Eric Vautier (Groupe ADP) : « la cybersécurité doit devenir un sujet de société »
Par Bertrand Lemaire | Le | Cas d’usage
La cybersécurité est évidemment un sujet particulièrement sensible au sein du groupe ADP (Aéroports de Paris) et la sensibilisation des personnels essentielle. Eric Vautier, RSSI du Groupe ADP, nous explique ses approches, en particulier son usage de l’initiative de l’association Issa France.
Pour commencer, pouvez-vous nous présenter le Groupe ADP (Aéroports de Paris) ?
Le groupe est un leader mondial de l’aéroportuaire, bien sûr centré sur les trois aéroports parisiens (Paris-Charles de Gaulles, Paris-Orly et Paris-le Bourget) et qui dispose aussi d’un réseau de 25 autres aéroports dans le monde (Amman, Ankara, Dehli, Hyderabad ou encore Santiago du Chili),, de filiales proposant des services connexes sans oublier HubOne, filiale spécialisée dans les télécommunications et la cybersécurité. Nous avons accueilli 160 millions de passagers en 2021, dont 41,9 à Paris. Toutes filiales et activités confondues, le groupe comporte près de 22 300 collaborateurs.

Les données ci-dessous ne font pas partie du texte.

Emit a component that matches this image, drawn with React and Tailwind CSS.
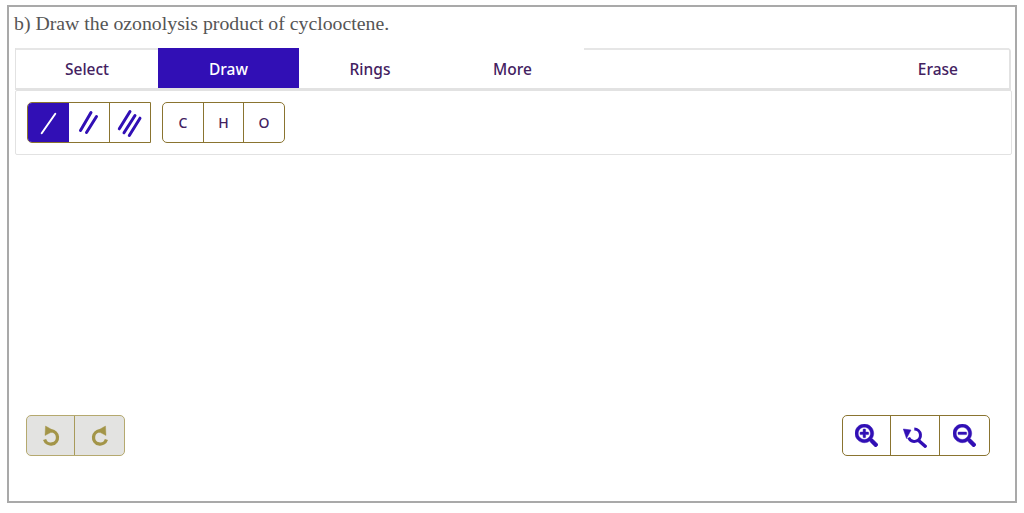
import React from "react";
import { FaSearchPlus, FaSearchMinus } from "react-icons/fa";

const TABS = [
  { label: "Select", pad: "w-[142px]" },
  { label: "Draw", pad: "w-[141px]", active: true },
  { label: "Rings", pad: "w-[142px]" },
  { label: "More", pad: "w-[143px]" },
];

const BONDS = {
  1: [[7.7, 25.2, 21.3, 5.8]],
  2: [
    [6.5, 22.5, 17, 4.5],
    [12.5, 24.5, 22.5, 8.5],
  ],
  3: [
    [4.3, 20.8, 15, 3.5],
    [9, 24.8, 20, 7.5],
    [14.3, 27.5, 25, 10.2],
  ],
};

function Bonds({ count, color }) {
  return (
    <svg width="30" height="30" viewBox="0 0 30 30">
      {BONDS[count].map(([x1, y1, x2, y2]) => (
        <line
          key={x1}
          x1={x1}
          y1={y1}
          x2={x2}
          y2={y2}
          stroke={color}
          strokeWidth={count === 1 ? 2 : 3}
          strokeLinecap="round"
        />
      ))}
    </svg>
  );
}

// heavier than the package's undo, redo is the same drawing flipped
function UndoArrow({ className }) {
  return (
    <svg className={className} width="20" height="22" viewBox="0 0 20 22" fill="none" stroke="#a39548">
      <path d="M10 5.9A6.6 6.6 0 1 1 3.6 14.5" strokeWidth="3.3" />
      <path d="M4.5 1 L13 5.8 L4 10.5 Z" fill="#a39548" strokeWidth="0.4" />
    </svg>
  );
}

// magnifier with the arrow round it, the packages have no such icon
function ZoomReset() {
  return (
    <svg width="24" height="24" viewBox="0 0 24 24" fill="none" stroke="#310fb5">
      <path d="M11.3 5A6.2 6.2 0 1 1 5.6 13.7" strokeWidth="3" />
      <path d="M0.3 5 L8 6 L3.5 14.5 Z" fill="#310fb5" strokeWidth="0.5" />
      <path d="M16.5 17.2 L22.2 22.2" strokeWidth="3.4" strokeLinecap="round" />
    </svg>
  );
}

export default function App() {
  return (
    <div className="w-[1024px] h-[513px] bg-white pt-[5px] pl-[7px] overflow-hidden font-['Noto_Sans',sans-serif]">
      <div className="w-[1010px] h-[498px] border-2 border-[#a9a9a9] flex flex-col px-[6px]">
        <div className="h-[41px] pt-[5px] -ml-[1px] font-['Liberation_Serif',serif] text-[19.8px] leading-[23px] text-[#555]">
          b) Draw the ozonolysis product of cyclooctene.
        </div>

        <div className="w-[996px] h-[42px] flex items-stretch relative border-b-2 border-r-2 border-l border-[#e2e2e2] rounded-tr-[4px] text-[15.5px] font-medium text-[#43215f]">
          {TABS.map((t) => (
            <div
              key={t.label}
              className={
                t.active
                  ? `${t.pad} flex items-center justify-center pt-[3px] bg-[#310fb5] text-white h-[40px]`
                  : `${t.pad} flex items-center justify-center pt-[3px] h-[40px]`
              }
            >
              {t.label}
            </div>
          ))}
          <div className="flex-1 flex items-center justify-end pr-[51px] pt-[2px] border-t-2 border-[#e6e6e6]">Erase</div>
          <div className="absolute left-0 top-0 w-[142px] border-t-2 border-[#e6e6e6]" />
        </div>

        <div className="w-[997px] h-[65px] border border-[#e2e2e2] rounded-[2px] flex items-start pl-[11px] pt-[11px] gap-[11px]">
          <div className="flex h-[41px] w-[124px] border border-[#8a7430] rounded-l-[5px] overflow-hidden">
            <div className="w-[41px] bg-[#310fb5] flex items-center justify-center">
              <Bonds count={1} color="#ffffff" />
            </div>
            <div className="w-[41px] border-r border-[#8a7430] flex items-center justify-center">
              <Bonds count={2} color="#310fb5" />
            </div>
            <div className="flex-1 flex items-center justify-center">
              <Bonds count={3} color="#310fb5" />
            </div>
          </div>
          <div className="flex h-[41px] w-[123px] border border-[#8a7430] rounded-[5px] text-[14px] font-medium text-[#43215f]">
            <div className="w-[41px] border-r border-[#8a7430] flex items-center justify-center">C</div>
            <div className="w-[40px] border-r border-[#8a7430] flex items-center justify-center">H</div>
            <div className="flex-1 flex items-center justify-center">O</div>
          </div>
        </div>

        <div className="flex-1 flex items-end justify-between pl-[11px] pr-[19px] pb-[45px]">
          <div className="flex h-[41px] w-[99px] border border-[#b5a96f] rounded-[5px] bg-[#e3e3e1]">
            <div className="w-[48px] border-r border-[#a89a5a] flex items-center justify-center">
              <UndoArrow />
            </div>
            <div className="flex-1 flex items-center justify-center">
              <UndoArrow className="-scale-x-100" />
            </div>
          </div>
          <div className="flex h-[41px] w-[148px] border border-[#8a7430] rounded-[5px] text-[#310fb5]">
            <div className="w-[48px] border-r border-[#8a7430] flex items-center justify-center">
              <FaSearchPlus size={23} stroke="currentColor" strokeWidth={10} />
            </div>
            <div className="w-[49px] border-r border-[#8a7430] flex items-center justify-center">
              <ZoomReset />
            </div>
            <div className="flex-1 flex items-center justify-center">
              <FaSearchMinus size={23} stroke="currentColor" strokeWidth={10} />
            </div>
          </div>
        </div>
      </div>
    </div>
  );
}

Sans rentrer trop dans les détails, pouvez-vous nous décrire le SI d’Aéroports de Paris ?
Je vais me centrer sur les trois aéroports parisiens, les SI de nos filiales à l’international étant séparés, mais nous dialoguons et nous échangeons sur les bonnes pratiques.
Nous avons l’habitude de décrire le SI sous la forme de trois blocs. Le premier est le classique « SI transverse » que nous appelons bureautique qui inclut des outils tels que le SIRH ou le SI Finance. Le deuxième bloc est le « SI aéroportuaire » : affichage des vols, gestion des passagers, échanges de données avec les compagnies aériennes, etc.
Enfin, le dernier bloc, appelé « SI industriel », correspond au pilotage des trieurs de bagages, à la gestion de la sûreté et à la gestion des parkings… Nos exigences de disponibilités font que tout est largement géré en local. Mais, désormais, pour chaque évolution, nous nous forçons à réfléchir à une bascule vers le cloud, lorsque cela est possible. Typiquement, ce qui relève du SI « bureautique » peut être cloudifié, mais c’est exclu pour la gestion des bagages par exemple où l’exigence en latence interdit une externalisation de l’hébergement.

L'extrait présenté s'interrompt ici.